Who is this “we” which Newman charges came “to build an Empire of pain”—burying class divisions beneath an apparently equally culpable “English nation”?
As for “our” Scottish and Welsh “friends”, Newman claims that England’s “loss of innocence” “was bound up with the birth of the Union” [between England and Scotland in 1707] because it brought forth “Britain”. The death of the Union, therefore, will presumably return England to its former glorious state.
Reviewing Imagined Nation for the Stalinist Morning Star, Gall—who also participated in the convention debate—concurred that nations are “imagined communities”, arguing that the question was whether “they are imagined in progressive or regressive ways.”
“National identity can take progressive forms under certain conditions,” he insisted.
Just what conditions these are, Gall did not specify, and for good reason.
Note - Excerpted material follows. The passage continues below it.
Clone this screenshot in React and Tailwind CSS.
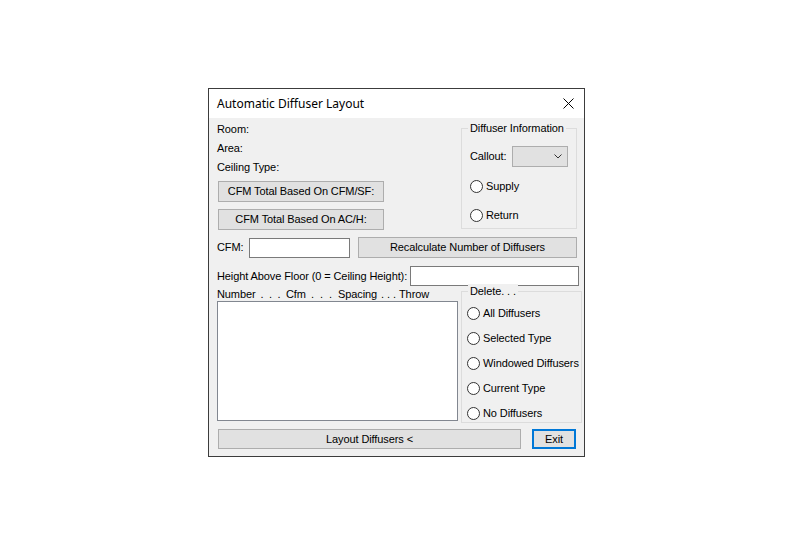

Especially in one of the world’s most powerful imperialist centres, the claim that nationalism—either of the British variety or that of its constituent national parts—can be utilised in a progressive fashion is nothing but sophistry in the service of reaction.
It is no accident that the Campaign for an English Parliament (CEP) turned up at the convention to offer its support to efforts to define “Englishness”, as part of its strategy of securing an “English referendum on the question of establishing a Parliament for the residents of England.”
The CEP points out, “Ultimately, an English Parliament cannot come about without the co-operation and agreement of the House of Commons. The CEP’s role is working with academics, business groups, trades unions, think tanks and the media to create the conditions where MPs see that there is no alternative to holding a referendum.”
Typical of the various postings on the CEP site is the suggestion that, in response to a Scottish artist posting a “Welcome to Scotland” sign outside Carlisle in England that a “Welcome to England” sign should be posted in the Scottish capital Edinburgh as it “was once part of the Kingdom of Northumbria. Something tells me the natives wouldn’t find it quite so entertaining.”
In the Convention of the Left, these self-proclaimed patriotic English “democrats” have recognised kindred spirits.